Study on the Effect of Temperature and Pressure Environments on the Mechanical and Electronic Properties of Titanium Carbon Nitride Ceramics

Abstract

As a high-performance cermet, TiCN possesses extensive potential for application in various fields, including coating materials, ceramic products, and electronic materials. Here, the effects of temperature and pressure on the physical properties of the TiCN cermet have been investigated by high-pressure techniques and first-principles calculations. Experimentally, the phase, microstructure, mechanical properties, and electrical conductivity of bulk TiCN ceramics were analyzed.
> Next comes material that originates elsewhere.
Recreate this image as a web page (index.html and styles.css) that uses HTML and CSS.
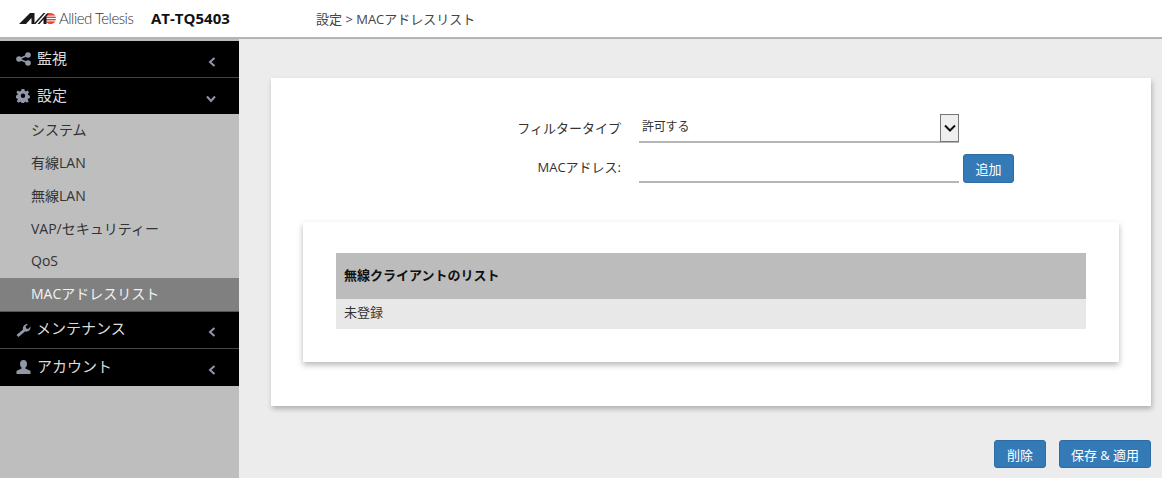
FILE: index.html
```html
<!DOCTYPE html>
<html>
<head>
  <meta charset="UTF-8">
  <link rel="stylesheet" href="styles.css">
</head>
<body>
  <div class="header">
    <div class="logo">
      <svg class="logo-mark" width="37" height="11" viewBox="0 0 37 11">
        <circle cx="31.500" cy="5.500" r="5.500" fill="#e8412c"/>
        <rect x="25" y="2.600" width="12" height="1" fill="#fff"/>
        <rect x="25" y="5" width="12" height="1" fill="#fff"/>
        <rect x="25" y="7.400" width="12" height="1" fill="#fff"/>
        <polygon points="0,11 11,0 15.500,0 15.500,11 12.500,11 12.500,5 7,11" fill="#1a1a1a"/>
        <polygon points="14.500,11 24.500,0 26.500,0 16.500,11" fill="#1a1a1a"/>
        <polygon points="18.500,11 28,0.500 30,0 27.500,3.500 27.500,11 24.500,11 24.500,6.500 20.500,11" fill="#1a1a1a"/>
      </svg>
      <span class="logo-text">Allied Telesis</span>
    </div>
    <div class="model">AT-TQ5403</div>
    <div class="crumb">設定 &gt; MACアドレスリスト</div>
  </div>
  <div class="main">
    <div class="sidebar">
      <div class="menu-item">
        <svg class="menu-icon" width="15" height="14" viewBox="0 0 15 14"><circle cx="3" cy="7" r="2.800"/><circle cx="12" cy="3" r="2.800"/><circle cx="12" cy="11" r="2.800"/><path d="M3 7 12 3M3 7l9 4" stroke="#8f97a8" stroke-width="1.500"/></svg>
        <span class="menu-label">監視</span>
        <svg class="chev" width="8" height="10" viewBox="0 0 8 10"><path d="M6.500 1 2 5l4.500 4"/></svg>
      </div>
      <div class="menu-item">
        <svg class="menu-icon" width="15" height="14" viewBox="0 0 15 14"><path d="M6 0h3l.4 2 1.300.6 1.800-1 1.600 2.200-1.400 1.400.2 1.300 2 .7v2.600l-2 .6-.3 1.300 1.200 1.500-2 1.700-1.500-1.200-1.200.4-.5 1.800H6l-.5-1.900-1.200-.4-1.600 1.200-2-1.700 1.200-1.500-.3-1.300-2-.6V7.200l2-.7.2-1.300L.4 3.800 2 1.600l1.800 1L5.600 2z" transform="scale(.93)"/><circle cx="7" cy="6.700" r="2.200" fill="#000"/></svg>
        <span class="menu-label">設定</span>
        <svg class="chev" width="10" height="8" viewBox="0 0 10 8"><path d="M1 1.500l4 4.500 4-4.500"/></svg>
      </div>
      <div class="sub-menu">
        <div class="sub-item">システム</div>
        <div class="sub-item">有線LAN</div>
        <div class="sub-item">無線LAN</div>
        <div class="sub-item">VAP/セキュリティー</div>
        <div class="sub-item">QoS</div>
        <div class="sub-item active">MACアドレスリスト</div>
      </div>
      <div class="menu-item">
        <svg class="menu-icon icon-tight" width="15" height="14" viewBox="0 0 15 14"><path d="M0.500 12 7 6.500C6.400 3.500 8.500.8 12 1L9.600 3.400 10.200 5.400 12.200 6 14.600 3.600C14.900 7 12 9.300 9 8.500L2.500 14Z"/></svg>
        <span class="menu-label">メンテナンス</span>
        <svg class="chev" width="8" height="10" viewBox="0 0 8 10"><path d="M6.500 1 2 5l4.500 4"/></svg>
      </div>
      <div class="menu-item">
        <svg class="menu-icon" width="15" height="14" viewBox="0 0 15 14"><path d="M7.500 0C10 0 11 2 11 4c0 2-1 3.200-1.800 4 0 1 3.300 1.500 5.300 3v3H.5v-3c2-1.500 5.300-2 5.300-3C5 7.200 4 6 4 4c0-2 1-4 3.500-4Z"/></svg>
        <span class="menu-label">アカウント</span>
        <svg class="chev" width="8" height="10" viewBox="0 0 8 10"><path d="M6.500 1 2 5l4.500 4"/></svg>
      </div>
    </div>
    <div class="content">
      <div class="card">
        <div class="form-row">
          <label class="form-label">フィルタータイプ</label>
          <div class="select-box">
            <span class="select-value">許可する</span>
            <span class="select-arrow">
              <svg width="12" height="8" viewBox="0 0 12 8"><path d="M1 1.500 6 6.500 11 1.500" fill="none" stroke="#111" stroke-width="2"/></svg>
            </span>
          </div>
        </div>
        <div class="form-row row-mac">
          <label class="form-label">MACアドレス:</label>
          <div class="text-input"></div>
          <button class="btn btn-add">追加</button>
        </div>
        <div class="list-card">
          <table class="client-table">
            <thead>
              <tr><th>無線クライアントのリスト</th></tr>
            </thead>
            <tbody>
              <tr><td>未登録</td></tr>
            </tbody>
          </table>
        </div>
      </div>
      <div class="actions">
        <button class="btn btn-delete">削除</button>
        <button class="btn btn-save">保存 &amp; 適用</button>
      </div>
    </div>
  </div>
</body>
</html>
```

FILE: styles.css
```css
* { box-sizing: border-box; }
html, body { height: 100%; }
body { margin: 0; overflow: hidden; background: #ececec; color: #333; font-family: "Open Sans", "Noto Sans CJK JP", sans-serif; font-size: 13px; }

.header { height: 39px; background: #fff; border-bottom: 2px solid #b5b5b5; display: flex; align-items: center; padding-left: 19px; padding-bottom: 1px; }
.logo { display: flex; align-items: center; width: 132px; }
.logo-mark { flex: none; }
.logo-text { margin-left: 3px; font-family: "Lato", sans-serif; font-weight: 300; font-size: 15px; letter-spacing: -.5px; color: #333; white-space: nowrap; }
.model { width: 165px; font-weight: 700; font-size: 15px; color: #111; }
.crumb { color: #444; font-size: 13px; }

.main { display: flex; height: 439px; }

.sidebar { width: 239px; flex: none; background: #bebebe; padding-top: 2px; }
.menu-item { height: 37px; background: #000; border-bottom: 1px solid #444; display: flex; align-items: center; padding: 0 23px 4px 16px; color: #dcdcdc; font-size: 15px; }
.menu-item:last-child { border-bottom: 0; }
.menu-icon { fill: #8f97a8; flex: none; margin: 4px 6px 0 0; }
.icon-tight { margin-right: 5px; }
.menu-label { flex: 1; }
.chev { flex: none; margin-top: 9px; }
.chev path { fill: none; stroke: #8f97a8; stroke-width: 2; }

.sub-menu { background: #bebebe; margin-top: -1px; }
.sub-item { height: 32.800px; display: flex; align-items: center; padding: 0 0 2px 31px; color: #333; font-size: 14px; }
.sub-item.active { background: #808080; color: #f2f2f2; border-bottom: 1px solid #555; height: 34px; padding-bottom: 3px; }

.content { flex: 1; padding: 39px 11px 0 32px; }
.card { height: 328px; background: #fff; box-shadow: 1px 3px 5px rgba(0, 0, 0, .25); padding: 36px 32px 0; }
.form-row { display: flex; align-items: flex-start; }
.form-label { width: 318px; padding-top: 4px; text-align: right; font-size: 13px; color: #333; flex: none; margin-right: 18px; }
.select-box { width: 320px; height: 29px; border-bottom: 2px solid #b5b5b5; display: flex; justify-content: space-between; padding: 3px 0 0 3px; font-size: 12px; }
.select-value { letter-spacing: -.2px; }
.select-arrow { width: 19px; height: 28px; margin-top: -3px; background: #efefef; border: 1px solid #767676; display: flex; align-items: center; justify-content: center; }
.row-mac { margin-top: 11px; }
.row-mac .form-label { padding-top: 3px; }
.text-input { width: 320px; height: 29px; border-bottom: 2px solid #b5b5b5; }

.btn { border: 1px solid #2e6da4; border-radius: 3px; background: #337ab7; color: #fff; font-family: inherit; font-size: 13px; padding: 0; height: 29px; }
.btn-add { width: 51px; margin-left: 4px; }

.list-card { margin-top: 39px; height: 140px; background: #fff; box-shadow: 0 3px 6px rgba(0, 0, 0, .28); padding: 31px 33px 0; }
.client-table { width: 100%; border-collapse: collapse; font-size: 13px; }
.client-table th { height: 46px; background: #bcbcbc; text-align: left; padding: 0 8px 4px; color: #111; font-weight: 700; }
.client-table td { height: 30px; background: #e8e8e8; padding: 0 8px 5px; }

.actions { display: flex; justify-content: flex-end; gap: 13px; margin-top: 34px; }
.btn-delete { width: 52px; height: 28px; }
.btn-save { width: 92px; height: 28px; }
```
In high-pressure sintering, the sintering temperature rhythmically regulated the porosity and grain size within the ceramics. The TiCN prepared at 5.5 GPa/1200 °C has a Vickers hardness of ∼23.81 GPa, a Young’s modulus of 445.24 GPa, and an electrical conductivity of ∼(20.4 ± 0.55) × 10⁵ S/m. Moreover, the responses of the mechanical and electronic properties of TiCN to pressure were evaluated by first-principles, which matched the experimental results. The research findings have revealed that the pressure effects work not only on the microstructure and mechanical properties but also on the atoms and electrons. The study integrates both theoretical and experimental approaches to enhance our comprehension of the microstructure and physical properties of TiCN ceramics, insights that are instrumental in broadening the application scope of TiCN-based ceramic materials.